### SUPPLIED MATERIAL:
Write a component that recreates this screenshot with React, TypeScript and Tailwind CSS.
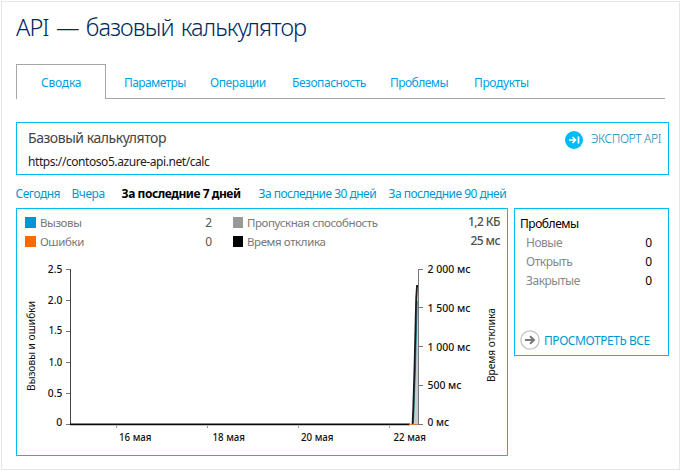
import React from "react";

const tabs = [
  { label: "Параметры", cls: "ml-[18px] w-[86px] tracking-[-0.6px]" },
  { label: "Операции", cls: "w-[82px] tracking-[-0.42px]" },
  { label: "Безопасность", cls: "w-[98px] tracking-[-0.46px]" },
  { label: "Проблемы", cls: "w-[84px] tracking-[-0.55px]" },
  { label: "Продукты", cls: "tracking-[-0.36px]" },
];

const ranges = [
  { label: "Сегодня", cls: "w-[56px] text-[#0097cf] tracking-[-0.5px]" },
  { label: "Вчера", cls: "w-[50px] text-[#0097cf] tracking-[-0.4px]" },
  { label: "За последние 7 дней", cls: "w-[137px] font-bold text-black tracking-[-0.45px]" },
  { label: "За последние 30 дней", cls: "w-[130px] text-[#0097cf] tracking-[-0.52px]" },
  { label: "За последние 90 дней", cls: "text-[#0097cf] tracking-[-0.52px]" },
];

const leftTicks = [
  { t: "2.5", y: 61.5, b: 64.5, w: 14.5 },
  { t: "2.0", y: 92.5, b: 95.5, w: 14.5 },
  { t: "1.5", y: 123.5, b: 126, w: 13.5 },
  { t: "1.0", y: 154.5, b: 157.5, w: 13.5 },
  { t: "0.5", y: 185.5, b: 188.5, w: 14.5 },
  { t: "0", y: 216.5, b: 217.5, w: 6 },
];

const rightTicks = [
  { t: "2 000 мс", y: 61.5, b: 64.5, w: 43 },
  { t: "1 500 мс", y: 99.5, b: 103.5, w: 43 },
  { t: "1 000 мс", y: 138.5, b: 142.5, w: 43 },
  { t: "500 мс", y: 177.5, b: 180.5, w: 34 },
  { t: "0 мс", y: 216.5, b: 217.5, w: 21.5 },
];

const dates = [
  { t: "16 мая", tick: 116.5, x: 119 },
  { t: "18 мая", tick: 207.5, x: 212.5 },
  { t: "20 мая", tick: 298.5, x: 301 },
  { t: "22 мая", tick: 389.5, x: 393.5 },
];

function LegendRow(props: {
  a: string; av: string; aColor: string; b: string; bv: string; bColor: string;
}) {
  return (
    <div className="flex h-[19px] items-start text-[12px] leading-[16px] text-[#777]">
      <span className={"mt-[2px] h-[11px] w-[11px] " + props.aColor} />
      <span className="ml-1 w-[120px] text-[11.5px] tracking-[-0.4px]">{props.a}</span>
      <span className="w-[52px] text-right text-[#555]">{props.av}</span>
      <span className={"ml-[21px] mt-[2px] h-[11px] w-[10px] " + props.bColor} />
      <span className="ml-1 flex-1 text-[11.5px] tracking-[-0.4px]">{props.b}</span>
      <span className="-mt-px font-medium tracking-[-0.55px] text-[#505050]">{props.bv}</span>
    </div>
  );
}

function Chart() {
  return (
    <svg width="490" height="208" viewBox="17 39 490 208" className="block" fontFamily="'Noto Sans', sans-serif" fontSize="10.5" fill="#111">
      <g fontWeight="500">
        {leftTicks.map((k) => (
          <g key={k.t}>
            <path d={`M66 ${k.y}h4`} stroke="#777" />
            <text x={62.3 - k.w} y={k.b} textLength={k.w} lengthAdjust="spacingAndGlyphs">{k.t}</text>
          </g>
        ))}
        {rightTicks.map((k) => (
          <g key={k.t}>
            <path d={`M419 ${k.y}h4`} stroke="#777" />
            <text x="427.5" y={k.b} textLength={k.w} lengthAdjust="spacingAndGlyphs">{k.t}</text>
          </g>
        ))}
        {dates.map((k) => (
          <g key={k.t}>
            <path d={`M${k.tick} 218v2`} stroke="#999" />
            <text x={k.x} y="232.5" textLength="32.5" lengthAdjust="spacingAndGlyphs">{k.t}</text>
          </g>
        ))}
      </g>
      <text transform="translate(35 183) rotate(-90)" textLength="90" lengthAdjust="spacingAndGlyphs">Вызовы и ошибки</text>
      <text transform="translate(495 174) rotate(-90)" textLength="74" lengthAdjust="spacingAndGlyphs">Время отклика</text>
      <path d="M70.5 61v156" stroke="#444" />
      <path d="M413 216L415 160L416.5 90L417.5 78H418.5V216Z" fill="#c9cdd0" />
      <path d="M418.5 61v156" stroke="#777" />
      <path d="M413.5 215L415.5 160L417.2 93" stroke="#2384ab" fill="none" />
      <path d="M412.5 217L413.2 202L414.5 160L416.2 90L417 78H418" stroke="#1a1a1a" strokeWidth="1.8" fill="none" />
      <path d="M70 216.3H410" stroke="#0a0a0a" strokeWidth="1.7" />
      <path d="M409 216.5H418" stroke="#e07a32" />
    </svg>
  );
}

export default function App() {
  return (
    <div className="h-[471px] w-[681px] overflow-hidden whitespace-nowrap bg-white pl-px pt-px font-['Noto_Sans','Open_Sans',sans-serif]">
      <div className="h-[469px] w-[679px] border border-[#e6e6e6] pl-[14px]">
        <h1 className="mt-[7px] h-[36px] text-[23.5px] font-light leading-[36px] tracking-[-0.9px] text-[#00285c] [word-spacing:2px]">
          API — базовый калькулятор
        </h1>
        <nav className="mt-[19px] flex h-[35px] w-[649px] text-[12px] leading-[16px] text-[#009fe3]">
          <div className="w-[90px] border-x border-t border-[#a6a6a6] pl-[24px] pt-[10px] tracking-[-0.2px]">Сводка</div>
          <div className="flex flex-1 border-b border-[#a6a6a6] pt-[11px]">
            {tabs.map((t) => (
              <a key={t.label} className={t.cls}>{t.label}</a>
            ))}
          </div>
        </nav>
        <section className="mt-[23px] flex h-[53px] w-[653px] justify-between border border-[#00bcf2]">
          <div className="pl-[11px]">
            <div className="mt-[5px] text-[14px] leading-[20px] tracking-[-0.45px] text-[#444]">Базовый калькулятор</div>
            <div className="mt-[6px] text-[12px] leading-[16px] tracking-[-0.43px] text-[#222]">https://contoso5.azure-api.net/calc</div>
          </div>
          <div className="flex items-start pr-[7px] pt-2">
            <svg width="18" height="18" viewBox="0 0 18 18">
              <circle cx="9" cy="9" r="9" fill="#00bcf2" />
              <path d="M4 9h6M7.5 6L10.5 9L7.5 12M13.5 5.5v7" stroke="#fff" strokeWidth="1.7" fill="none" />
            </svg>
            <span className="ml-2 text-[12px] leading-[16px] font-light tracking-[-0.38px] text-[#0087ba]">ЭКСПОРТ API</span>
          </div>
        </section>
        <div className="-ml-px mt-[11px] flex h-[16px] pl-[0.5px] text-[12px] leading-[16px]">
          {ranges.map((r) => (
            <span key={r.label} className={r.cls}>{r.label}</span>
          ))}
        </div>
        <div className="mt-[6px] flex items-start gap-[6px]">
          <section className="h-[248px] w-[492px] border border-[#00bcf2]">
            <div className="h-[38px] pl-2 pr-[7px] pt-[6px]">
              <LegendRow a="Вызовы" av="2" aColor="bg-[#0097cf]" b="Пропускная способность" bv="1,2 КБ" bColor="bg-[#999]" />
              <LegendRow a="Ошибки" av="0" aColor="bg-[#ff6a00]" b="Время отклика" bv="25 мс" bColor="bg-black" />
            </div>
            <Chart />
          </section>
          <section className="h-[148px] w-[155px] border border-[#00bcf2] pl-[5px] pr-[16px] pt-[5px] text-[12px] leading-[19px] text-[#888]">
            <div className="tracking-[-0.45px] text-black">Проблемы</div>
            {["Новые", "Открыть", "Закрытые"].map((n) => (
              <div key={n} className="flex justify-between pl-[6px]">
                <span className="tracking-[-0.48px]">{n}</span>
                <span className="text-black">0</span>
              </div>
            ))}
            <div className="mt-[40px] flex h-[20px] items-center">
              <svg width="20" height="20" viewBox="0 0 20 20" className="shrink-0">
                <circle cx="10" cy="10" r="9.2" fill="none" stroke="#c4c4c4" strokeWidth="1.3" />
                <path d="M5 10h8.5M10 6.2L14 10L10 13.8" stroke="#777" strokeWidth="2" fill="none" />
              </svg>
              <span className="ml-[4px] tracking-[-0.45px] text-[#0097cf]">ПРОСМОТРЕТЬ ВСЕ</span>
            </div>
          </section>
        </div>
      </div>
    </div>
  );
}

### TASK BRIEF:
Scan the material and collect every line that contains "React".

### EXERCISE SOLUTION:
Write a component that recreates this screenshot with React, TypeScript and Tailwind CSS.
import React from "react";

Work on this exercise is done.